"Non
loin du palais présidentiel où se déroulait l'investiture du nouvel
exécutif, plusieurs milliers de personnes manifestaient contre la
participation du FPÖ au gouvernement, rassemblées derrière des
banderoles proclamant «Les nazis dehors» ou «Mort au fascisme». Ce type
d'analogie historique a-t-elle un sens?
Rassembler 5500 personnes au
centre de Vienne, capitale d'1,8 million d'habitants, derrière des
drapeaux rouges et des banderoles d'antifas proclamant «No pasaran» ne
signifie pas, en dépit de la complaisance des caméras de télévision, que
les Autrichiens s'insurgent contre leur nouveau gouvernement.
En démocratie, la légitimité provient des élections et du jeu
constitutionnel. Je rappelle simplement que les conservateurs de l'ÖVP
ont obtenu 31 % des voix aux élections législatives du 15 octobre
dernier, et le FPÖ presque 26 % des voix. Après que Sebastian Kurz a été
chargé de former le gouvernement par le président de la République,
Alexander van der Bellen, un homme issu des Verts, les négociations en
vue de la formation d'un cabinet se sont déroulées sur des enjeux
publiquement affichés, de manière paritaire, selon les formes
habituelles en Autriche. C'est donc dans le parfait respect des lois et
de la Constitution autrichiennes que le gouvernement de Sebastian Kurz a
été investi. Je rappelle encore que les sociaux-démocrates du
SPÖ ont gouverné avec le FPÖ de 1983 à 1986, et gouvernent encore
aujourd'hui avec lui dans deux diètes régionales, en Haute-Autriche et
dans le Burgenland. En Autriche, encore une fois, le FPÖ n'est
nullement classé à l'extrême droite, quoi qu'en pensent les médias
français. La réalité politique est là, et non dans l'antifascisme
d'opérette de quelques centaines d'étudiants et de bobos viennois.
Heinz-Christian Strache, le leader du FPÖ et désormais
vice-chancelier, aurait tout de même été proche des néonazis dans sa
jeunesse?
Le néonazisme est interdit en
Autriche, pays qui possède une des législations les plus sévères
d'Europe en matière de répression du néonazisme et du négationnisme.
Donc Strache n'a pas été proche des néonazis. Adolescent, il a
peut-être été d'extrême droite, mais juge-t-on un homme de 48 ans sur
les positions qu'il défendait à 18 ans? En France, nous avons eu au
cours des dernières décennies un certain nombre de hauts responsables
politiques et de ministres qui, dans leur jeunesse, ont été membres
d'Occident ou à l'inverse de mouvements trotskistes: fallait-il les
enfermer dans cette étiquette.

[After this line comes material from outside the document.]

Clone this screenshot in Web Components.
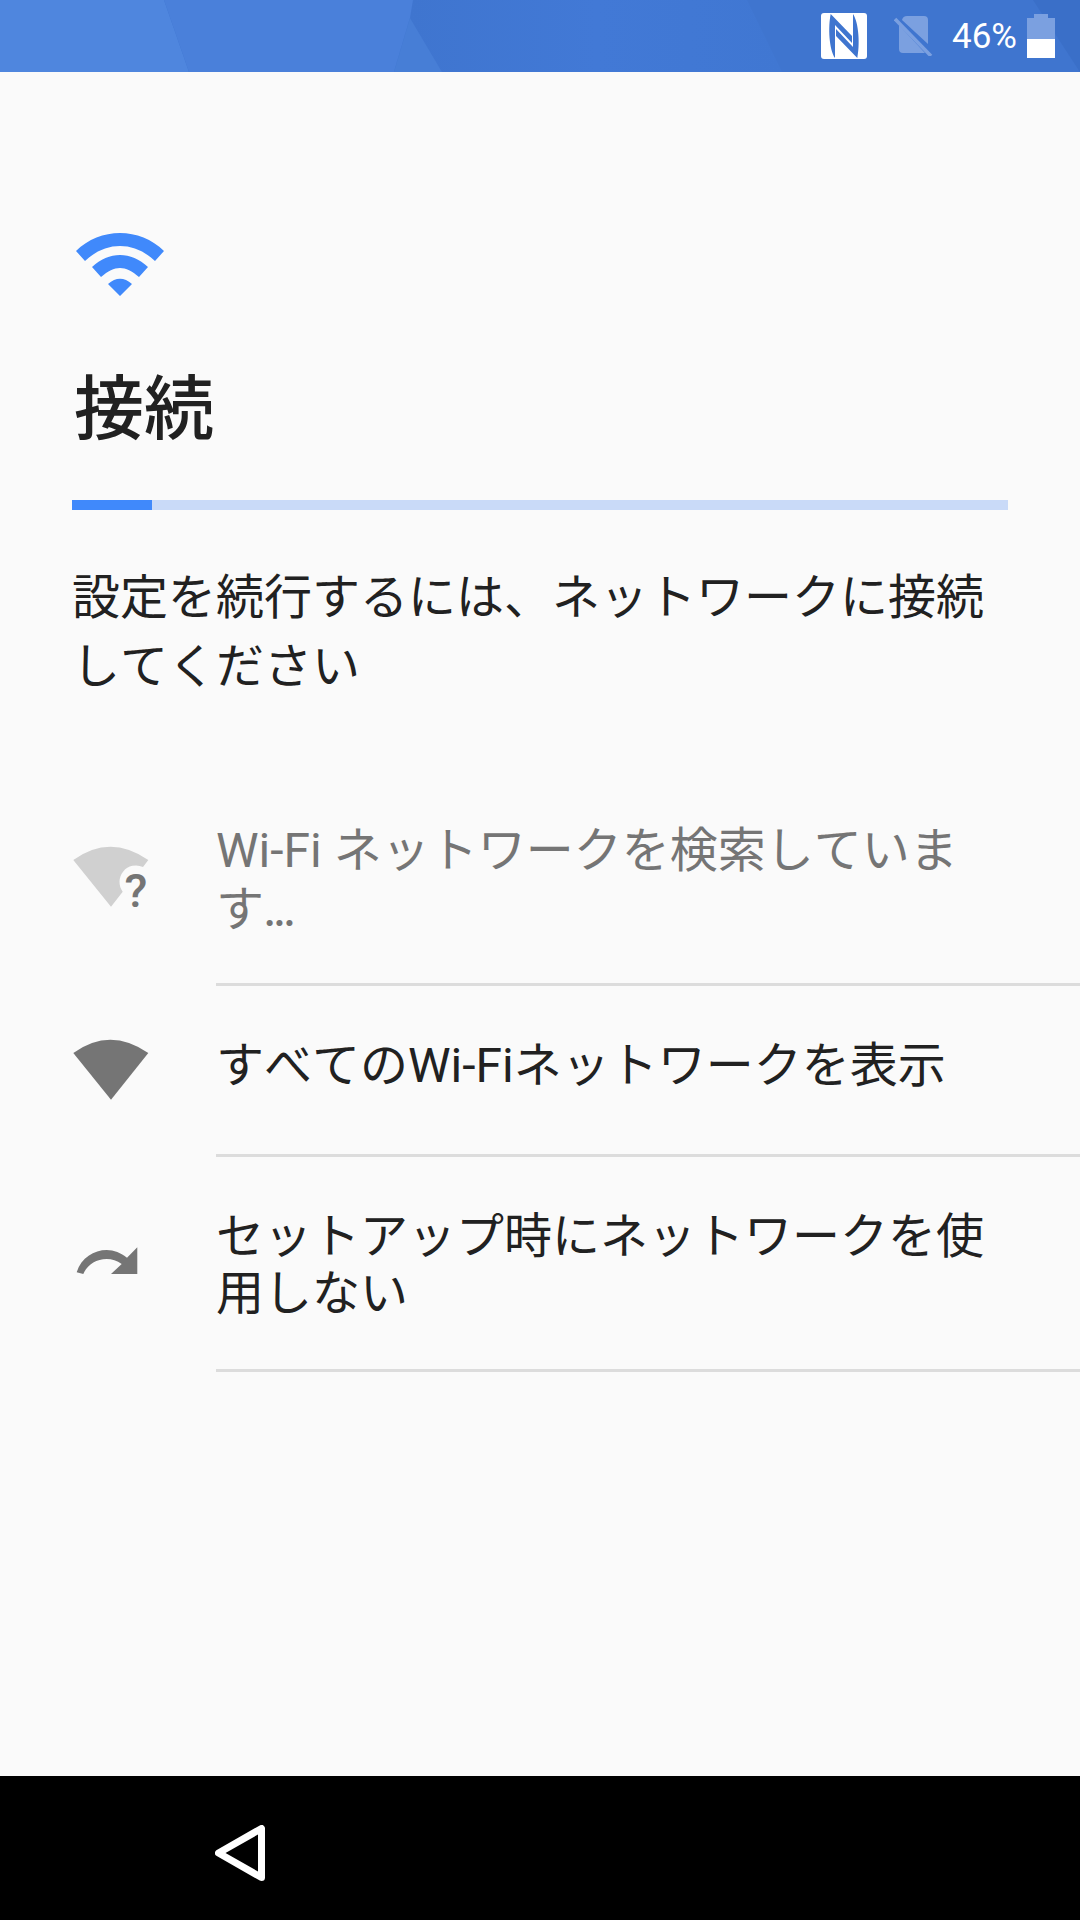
<!DOCTYPE html>
<html lang="ja"><head><meta charset="utf-8">
<style>
html,body{margin:0;padding:0;background:#fafafa}
body{width:1080px;height:1920px;font-family:Roboto,"Noto Sans CJK JP",sans-serif;display:flex;flex-direction:column;font-kerning:none}
.dots{font-family:Lato,Roboto,sans-serif;letter-spacing:-1.5px}
</style></head><body>
<status-bar></status-bar>
<setup-page>
  <svg slot="icon" width="90" height="66" viewBox="0 0 90 66"><path fill="#4089fb" d="M0 19 C24 -5 64 -5 88 19 L79 29 C58 9 30 9 9 29 Z M16 35 C33 19 55 19 72 35 L63 45 C49 33 39 33 25 45 Z M32 52 C40 45 48 45 56 52 L44 64 Z"/></svg>
  <span slot="title">接続</span>
  <span slot="desc">設定を続行するには、ネットワークに接続してください</span>
  <option-row muted>
    <svg slot="icon" width="80" height="80" viewBox="0 -8 80 80" style="overflow:visible"><path fill="#d0d0d0" d="M1.3 17 Q38 -9.6 76.3 17 L71 24 A16.5 16.5 0 0 0 50.7 48.7 L39 63.7 Z"/><text x="64" y="63.5" font-family="Roboto,sans-serif" font-weight="500" text-anchor="middle" fill="#757575" style="font-size:47px">?</text></svg>
    <span>Wi-Fi ネットワークを検索していま</span><br><span>す</span><span class="dots">...</span>
  </option-row>
  <option-row>
    <svg slot="icon" width="80" height="64" viewBox="0 0 80 64"><path fill="#757575" d="M1.3 17 Q38 -9.6 76.3 17 L39 63.7 Z"/></svg>
    すべてのWi-Fiネットワークを表示
  </option-row>
  <option-row>
    <svg slot="icon" width="80" height="64" viewBox="0 0 80 64"><path fill="#757575" d="M4.7 43.3 C9 29 22 21 34.7 21 C42 21 49 24 55 28.7 L65.3 18.3 V45 H39 L49.7 35 C45 31.5 40 30 34.7 30 C24 30 15 36 11.3 45 Z"/></svg>
    セットアップ時にネットワークを使用しない
  </option-row>
</setup-page>
<nav-bar></nav-bar>
<script>
function def(name,html){customElements.define(name,class extends HTMLElement{constructor(){super();this.attachShadow({mode:'open'}).innerHTML=html}})}
def('status-bar',`<style>
:host{display:flex;flex:none;height:72px;position:relative;background:#3f75cf;color:#fff;justify-content:flex-end;align-items:center;overflow:hidden}
.bg{position:absolute;left:0;top:0}
.c{position:relative;display:flex;align-items:center}
.p{font:400 35px Roboto,sans-serif;margin:0 10px 0 19px}
</style>
<svg class="bg" width="1080" height="72"><defs><linearGradient id="g" x1="0" x2="1"><stop offset="0" stop-color="#3f75cf"/><stop offset=".5" stop-color="#4279d6"/><stop offset="1" stop-color="#4077d2"/></linearGradient></defs><path fill="url(#g)" d="M410 18L413 0H747L782 72H442Z"/><path fill="#4f86de" d="M0 0H164L189 72H0Z"/><path fill="#4a80da" d="M164 0H413L410 18L394 72H189Z"/><path fill="#477ed6" d="M410 18L442 72H394Z"/><path fill="#3a6fc8" d="M1033 0H1080V72Z"/></svg>
<div class="c">
<svg width="46" height="46" viewBox="0 0 46 46" style="margin-right:27px"><rect width="46" height="46" rx="3" fill="#fff"/><path fill="#3f75cf" d="M9.7 1L31 23V30L14 12V45C8 36 7 14 9.7 1Z M36.3 45L15 23V16L32 34V1C38 10 39 32 36.3 45Z"/></svg>
<svg width="39" height="40" viewBox="0 0 39 40"><path fill="#7ba0e0" d="M13 0H30Q34 0 34 4V28L8 4Q9 0 13 0ZM5 9 L31 37H9Q5 37 5 33Z"/><path stroke="#7ba0e0" stroke-width="3.5" d="M1 3L37 40"/></svg>
<span class="p">46%</span>
<svg width="28" height="44" viewBox="0 0 28 44" style="margin-right:25px"><path fill="#7ba0e0" d="M7 0H21V4H28V25H0V4H7Z"/><rect y="25" width="28" height="19" fill="#fff"/></svg>
</div>`);
def('setup-page',`<style>
:host{display:flex;flex-direction:column;flex:1;background:#fafafa}
.head{padding:160px 72px 0}
.ico{height:66px;padding-left:4px}
.t{font-size:70px;line-height:96px;color:#212121;margin-top:64px;font-weight:500;padding-left:2px}
.bar{height:10px;background:#c9daf8;margin:42px 0 0}
.bar i{display:block;width:80px;height:100%;background:#4089fb}
.d{font-size:48px;line-height:69px;color:#212121;margin-top:53px}
.list{margin-top:70px}
</style>
<div class="head"><div class="ico"><slot name="icon"></slot></div>
<div class="t"><slot name="title"></slot></div>
<div class="bar"><i></i></div>
<div class="d"><slot name="desc"></slot></div></div>
<div class="list"><slot></slot></div>`);
def('option-row',`<style>
:host{display:flex;align-items:stretch;color:#212121}
:host([muted]){color:#757575}
.i{flex:none;width:72px;margin:0 72px;padding-bottom:8px;display:flex;align-items:center}
::slotted(svg){flex:none}
.b{flex:1;border-bottom:3px solid #dcdcdc;padding:51px 72px 47px 0;font-size:48px;line-height:57px}
:host([muted]) .b{padding-bottom:45px}
:host(:nth-of-type(2)) .b{padding-bottom:60px}
</style><div class="i"><slot name="icon"></slot></div><div class="b"><slot></slot></div>`);
def('nav-bar',`<style>
:host{display:flex;flex:none;height:144px;background:#000;align-items:center;padding:10px 0 0 215px;box-sizing:border-box}
</style><svg width="50" height="56" viewBox="0 0 50 56"><path fill="none" stroke="#fff" stroke-width="7" stroke-linejoin="round" d="M3.5 28L46.5 3.5V52.5Z"/></svg>`);
</script>
</body></html>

Depuis qu'il a pris la tête du FPÖ, en
2005, et réunifié les deux partis populistes après la mort de Haider, en
2008, Heinz-Christian Strache a plutôt fait un sans-faute, rejetant les
ambiguïtés dont aimait jouer Haider quant au national-socialisme,
condamnant l'antisémitisme, se rapprochant d'Israël. En
Autriche, même ses adversaires peinent à pointer ses «dérapages», sauf à
considérer que la critique du fondamentalisme islamique soit un
dérapage. Cela dit, Strache est à son tour au pied du mur. A
part son mandat de député et la direction de son parti, il n'a jamais
exercé de responsabilité politique effective autre que le ministère de
la parole. Lui aussi va devoir prouver qu'il est capable de passer du
discours à l'acte. [...]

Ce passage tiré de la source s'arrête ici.